* [Material for this exercise]
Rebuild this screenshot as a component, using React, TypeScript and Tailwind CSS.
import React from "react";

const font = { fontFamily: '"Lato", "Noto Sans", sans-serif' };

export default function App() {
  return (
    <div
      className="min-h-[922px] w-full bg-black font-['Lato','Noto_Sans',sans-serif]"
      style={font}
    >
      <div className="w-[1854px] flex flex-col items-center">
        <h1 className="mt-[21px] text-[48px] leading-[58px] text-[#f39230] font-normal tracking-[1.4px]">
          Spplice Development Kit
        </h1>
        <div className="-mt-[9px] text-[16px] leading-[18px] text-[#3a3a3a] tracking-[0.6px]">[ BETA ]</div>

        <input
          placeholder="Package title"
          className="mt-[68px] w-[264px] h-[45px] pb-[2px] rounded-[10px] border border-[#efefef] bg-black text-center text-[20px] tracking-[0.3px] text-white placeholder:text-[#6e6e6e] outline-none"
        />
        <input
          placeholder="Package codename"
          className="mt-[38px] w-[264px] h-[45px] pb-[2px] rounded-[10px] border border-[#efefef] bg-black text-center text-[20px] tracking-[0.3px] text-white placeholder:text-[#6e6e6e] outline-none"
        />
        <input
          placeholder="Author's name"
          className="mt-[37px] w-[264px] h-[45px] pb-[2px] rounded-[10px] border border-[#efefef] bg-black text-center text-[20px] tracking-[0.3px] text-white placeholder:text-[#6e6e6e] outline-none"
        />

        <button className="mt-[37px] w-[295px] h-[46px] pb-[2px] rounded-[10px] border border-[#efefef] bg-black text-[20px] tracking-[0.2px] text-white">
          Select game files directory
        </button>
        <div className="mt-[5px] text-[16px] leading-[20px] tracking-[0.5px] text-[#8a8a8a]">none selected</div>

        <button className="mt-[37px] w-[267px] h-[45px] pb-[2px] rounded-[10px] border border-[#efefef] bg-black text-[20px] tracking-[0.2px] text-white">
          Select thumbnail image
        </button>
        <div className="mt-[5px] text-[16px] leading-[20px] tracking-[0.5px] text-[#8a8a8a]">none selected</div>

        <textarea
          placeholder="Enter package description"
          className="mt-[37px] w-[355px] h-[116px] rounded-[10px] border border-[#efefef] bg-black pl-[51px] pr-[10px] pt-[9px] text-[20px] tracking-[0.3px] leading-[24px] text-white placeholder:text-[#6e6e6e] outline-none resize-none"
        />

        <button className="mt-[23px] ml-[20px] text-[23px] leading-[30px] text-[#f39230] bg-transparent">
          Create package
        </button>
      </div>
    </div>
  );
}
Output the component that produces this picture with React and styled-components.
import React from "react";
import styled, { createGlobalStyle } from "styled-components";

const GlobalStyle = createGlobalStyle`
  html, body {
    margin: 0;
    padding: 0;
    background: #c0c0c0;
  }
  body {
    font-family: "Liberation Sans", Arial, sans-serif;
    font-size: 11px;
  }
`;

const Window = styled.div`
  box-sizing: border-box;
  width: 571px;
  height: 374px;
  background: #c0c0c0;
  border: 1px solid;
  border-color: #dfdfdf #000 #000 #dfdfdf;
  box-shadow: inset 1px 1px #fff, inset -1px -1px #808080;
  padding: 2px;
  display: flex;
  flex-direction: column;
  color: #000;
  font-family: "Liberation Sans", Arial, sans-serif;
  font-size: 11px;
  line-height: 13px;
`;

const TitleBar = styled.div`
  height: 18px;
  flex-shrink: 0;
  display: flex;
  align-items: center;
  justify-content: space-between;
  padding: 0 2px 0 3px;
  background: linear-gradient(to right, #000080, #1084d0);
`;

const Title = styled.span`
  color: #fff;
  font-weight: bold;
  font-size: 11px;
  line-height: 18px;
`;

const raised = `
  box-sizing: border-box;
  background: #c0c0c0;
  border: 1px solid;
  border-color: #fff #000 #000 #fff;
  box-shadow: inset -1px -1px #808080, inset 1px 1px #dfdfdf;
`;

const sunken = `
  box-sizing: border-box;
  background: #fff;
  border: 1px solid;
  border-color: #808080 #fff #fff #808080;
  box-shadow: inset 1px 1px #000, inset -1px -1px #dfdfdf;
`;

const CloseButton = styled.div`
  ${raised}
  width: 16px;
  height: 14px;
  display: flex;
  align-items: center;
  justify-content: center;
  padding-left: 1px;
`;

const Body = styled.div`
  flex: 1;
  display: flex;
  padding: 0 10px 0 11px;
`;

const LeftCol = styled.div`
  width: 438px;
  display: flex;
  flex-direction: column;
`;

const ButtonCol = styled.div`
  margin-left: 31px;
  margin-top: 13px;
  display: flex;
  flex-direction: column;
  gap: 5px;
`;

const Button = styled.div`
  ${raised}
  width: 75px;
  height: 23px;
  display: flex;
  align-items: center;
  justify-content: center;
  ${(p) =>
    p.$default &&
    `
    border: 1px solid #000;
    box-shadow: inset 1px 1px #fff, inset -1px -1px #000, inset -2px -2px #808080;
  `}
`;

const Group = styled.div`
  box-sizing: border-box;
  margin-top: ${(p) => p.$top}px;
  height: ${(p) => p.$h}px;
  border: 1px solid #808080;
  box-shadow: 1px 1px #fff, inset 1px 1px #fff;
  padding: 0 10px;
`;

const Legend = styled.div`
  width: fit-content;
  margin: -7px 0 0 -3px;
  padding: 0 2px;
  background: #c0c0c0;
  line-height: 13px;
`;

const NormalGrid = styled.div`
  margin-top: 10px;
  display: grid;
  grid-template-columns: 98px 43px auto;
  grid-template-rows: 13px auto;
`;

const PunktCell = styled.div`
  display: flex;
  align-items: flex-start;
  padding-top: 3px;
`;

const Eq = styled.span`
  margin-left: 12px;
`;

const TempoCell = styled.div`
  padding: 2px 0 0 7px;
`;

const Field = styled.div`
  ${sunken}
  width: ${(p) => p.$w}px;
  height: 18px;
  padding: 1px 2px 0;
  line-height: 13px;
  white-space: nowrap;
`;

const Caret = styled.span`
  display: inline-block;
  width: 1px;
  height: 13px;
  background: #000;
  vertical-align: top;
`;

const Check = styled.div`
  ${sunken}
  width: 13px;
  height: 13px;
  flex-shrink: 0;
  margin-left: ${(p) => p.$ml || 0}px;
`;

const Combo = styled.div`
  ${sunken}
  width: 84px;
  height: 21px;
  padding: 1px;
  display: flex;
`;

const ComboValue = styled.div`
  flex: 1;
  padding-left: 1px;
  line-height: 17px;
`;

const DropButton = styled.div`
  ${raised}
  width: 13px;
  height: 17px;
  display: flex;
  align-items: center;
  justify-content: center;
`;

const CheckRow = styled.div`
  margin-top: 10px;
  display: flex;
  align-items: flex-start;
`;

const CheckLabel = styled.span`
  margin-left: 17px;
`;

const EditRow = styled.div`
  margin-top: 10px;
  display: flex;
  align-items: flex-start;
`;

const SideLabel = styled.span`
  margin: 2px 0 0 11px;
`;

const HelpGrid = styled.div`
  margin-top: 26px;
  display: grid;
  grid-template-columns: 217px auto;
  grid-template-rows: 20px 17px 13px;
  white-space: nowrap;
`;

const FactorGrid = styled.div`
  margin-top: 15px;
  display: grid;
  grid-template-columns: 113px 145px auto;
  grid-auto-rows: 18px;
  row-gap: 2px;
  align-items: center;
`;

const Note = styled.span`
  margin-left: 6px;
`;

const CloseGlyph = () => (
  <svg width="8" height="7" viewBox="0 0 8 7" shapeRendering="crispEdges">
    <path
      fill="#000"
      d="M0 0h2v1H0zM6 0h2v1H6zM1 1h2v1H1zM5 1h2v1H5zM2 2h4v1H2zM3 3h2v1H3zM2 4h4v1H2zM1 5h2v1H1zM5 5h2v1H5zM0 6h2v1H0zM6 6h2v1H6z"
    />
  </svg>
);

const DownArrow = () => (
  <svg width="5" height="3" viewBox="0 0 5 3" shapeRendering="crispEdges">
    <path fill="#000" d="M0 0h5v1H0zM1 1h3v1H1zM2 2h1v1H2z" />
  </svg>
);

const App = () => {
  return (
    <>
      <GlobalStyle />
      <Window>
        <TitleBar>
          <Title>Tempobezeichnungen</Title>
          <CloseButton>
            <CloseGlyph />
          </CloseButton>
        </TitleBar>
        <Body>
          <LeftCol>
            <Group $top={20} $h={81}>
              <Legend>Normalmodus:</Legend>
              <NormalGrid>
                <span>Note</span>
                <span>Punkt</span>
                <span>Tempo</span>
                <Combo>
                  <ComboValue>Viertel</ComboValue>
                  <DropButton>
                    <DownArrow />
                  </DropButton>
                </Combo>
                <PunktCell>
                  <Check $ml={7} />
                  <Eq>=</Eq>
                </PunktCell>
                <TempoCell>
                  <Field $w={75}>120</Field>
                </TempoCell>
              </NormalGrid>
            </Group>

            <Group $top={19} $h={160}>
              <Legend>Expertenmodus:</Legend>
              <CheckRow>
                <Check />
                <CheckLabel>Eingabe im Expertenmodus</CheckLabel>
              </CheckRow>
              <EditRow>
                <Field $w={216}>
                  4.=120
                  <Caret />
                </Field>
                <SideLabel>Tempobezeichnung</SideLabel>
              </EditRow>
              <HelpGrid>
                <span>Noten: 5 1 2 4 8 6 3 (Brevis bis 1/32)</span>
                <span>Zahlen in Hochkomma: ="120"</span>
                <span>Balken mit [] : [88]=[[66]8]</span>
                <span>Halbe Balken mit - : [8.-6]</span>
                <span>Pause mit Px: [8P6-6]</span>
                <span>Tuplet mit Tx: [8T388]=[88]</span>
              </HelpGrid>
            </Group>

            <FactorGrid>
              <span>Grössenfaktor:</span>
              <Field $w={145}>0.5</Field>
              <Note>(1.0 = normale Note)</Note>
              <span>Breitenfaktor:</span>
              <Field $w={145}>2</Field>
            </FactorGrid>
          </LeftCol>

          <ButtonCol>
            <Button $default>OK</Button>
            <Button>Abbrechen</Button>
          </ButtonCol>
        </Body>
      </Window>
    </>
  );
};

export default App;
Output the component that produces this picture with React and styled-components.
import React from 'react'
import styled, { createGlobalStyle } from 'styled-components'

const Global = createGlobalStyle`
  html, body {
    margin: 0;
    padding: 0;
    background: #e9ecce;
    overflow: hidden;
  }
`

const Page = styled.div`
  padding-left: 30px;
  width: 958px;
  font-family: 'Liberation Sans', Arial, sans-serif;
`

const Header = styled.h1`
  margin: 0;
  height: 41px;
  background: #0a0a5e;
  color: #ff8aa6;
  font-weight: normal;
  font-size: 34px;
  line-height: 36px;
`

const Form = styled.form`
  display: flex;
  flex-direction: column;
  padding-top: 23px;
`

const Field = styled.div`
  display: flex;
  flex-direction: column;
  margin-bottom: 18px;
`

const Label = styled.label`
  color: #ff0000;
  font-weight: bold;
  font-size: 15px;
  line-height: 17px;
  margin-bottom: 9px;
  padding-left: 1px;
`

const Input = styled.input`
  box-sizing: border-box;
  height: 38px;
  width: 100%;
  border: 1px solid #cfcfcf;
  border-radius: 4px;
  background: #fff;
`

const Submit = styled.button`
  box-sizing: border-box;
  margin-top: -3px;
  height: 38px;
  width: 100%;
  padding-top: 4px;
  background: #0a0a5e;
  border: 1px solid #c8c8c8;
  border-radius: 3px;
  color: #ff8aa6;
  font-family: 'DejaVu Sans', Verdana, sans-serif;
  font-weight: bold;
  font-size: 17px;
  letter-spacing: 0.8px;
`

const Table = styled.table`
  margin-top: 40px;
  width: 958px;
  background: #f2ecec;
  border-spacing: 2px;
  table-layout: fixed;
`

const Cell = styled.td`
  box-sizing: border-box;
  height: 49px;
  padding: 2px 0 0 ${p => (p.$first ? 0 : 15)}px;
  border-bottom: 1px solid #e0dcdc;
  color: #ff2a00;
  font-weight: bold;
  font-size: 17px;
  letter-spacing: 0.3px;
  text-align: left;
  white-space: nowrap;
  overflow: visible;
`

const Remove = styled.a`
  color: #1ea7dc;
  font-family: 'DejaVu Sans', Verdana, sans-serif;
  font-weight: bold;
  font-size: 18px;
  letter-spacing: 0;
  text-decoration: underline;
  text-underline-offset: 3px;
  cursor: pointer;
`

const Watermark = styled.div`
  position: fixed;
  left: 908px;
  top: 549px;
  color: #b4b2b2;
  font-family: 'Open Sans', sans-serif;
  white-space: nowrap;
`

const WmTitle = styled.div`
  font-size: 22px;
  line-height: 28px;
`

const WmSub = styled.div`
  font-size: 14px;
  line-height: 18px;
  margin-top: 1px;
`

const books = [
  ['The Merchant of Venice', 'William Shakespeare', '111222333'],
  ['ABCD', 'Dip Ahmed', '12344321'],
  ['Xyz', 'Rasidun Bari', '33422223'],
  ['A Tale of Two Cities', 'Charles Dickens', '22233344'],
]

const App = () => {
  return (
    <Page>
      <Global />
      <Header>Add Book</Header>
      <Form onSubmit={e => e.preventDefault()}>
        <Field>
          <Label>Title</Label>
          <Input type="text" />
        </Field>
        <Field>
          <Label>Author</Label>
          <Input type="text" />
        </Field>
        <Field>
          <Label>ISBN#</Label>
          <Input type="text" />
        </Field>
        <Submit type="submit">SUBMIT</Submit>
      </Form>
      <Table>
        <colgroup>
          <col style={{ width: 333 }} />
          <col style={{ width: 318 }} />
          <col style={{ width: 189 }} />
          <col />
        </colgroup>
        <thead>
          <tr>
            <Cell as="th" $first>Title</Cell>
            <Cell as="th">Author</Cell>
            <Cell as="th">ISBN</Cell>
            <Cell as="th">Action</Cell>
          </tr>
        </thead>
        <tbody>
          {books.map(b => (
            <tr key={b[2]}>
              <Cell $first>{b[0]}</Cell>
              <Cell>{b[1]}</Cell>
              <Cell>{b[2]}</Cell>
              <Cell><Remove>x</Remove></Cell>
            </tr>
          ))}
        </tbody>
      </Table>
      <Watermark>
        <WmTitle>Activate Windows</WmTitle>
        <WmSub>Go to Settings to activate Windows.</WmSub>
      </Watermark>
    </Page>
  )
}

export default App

* [Task details] Repeat the records above line by line, from the first line through the line that contains "text-[16px] leading-[18px] text-[#3a3a3a]".

* [Reply]
Rebuild this screenshot as a component, using React, TypeScript and Tailwind CSS.
import React from "react";

const font = { fontFamily: '"Lato", "Noto Sans", sans-serif' };

export default function App() {
  return (
    <div
      className="min-h-[922px] w-full bg-black font-['Lato','Noto_Sans',sans-serif]"
      style={font}
    >
      <div className="w-[1854px] flex flex-col items-center">
        <h1 className="mt-[21px] text-[48px] leading-[58px] text-[#f39230] font-normal tracking-[1.4px]">
          Spplice Development Kit
        </h1>
        <div className="-mt-[9px] text-[16px] leading-[18px] text-[#3a3a3a] tracking-[0.6px]">[ BETA ]</div>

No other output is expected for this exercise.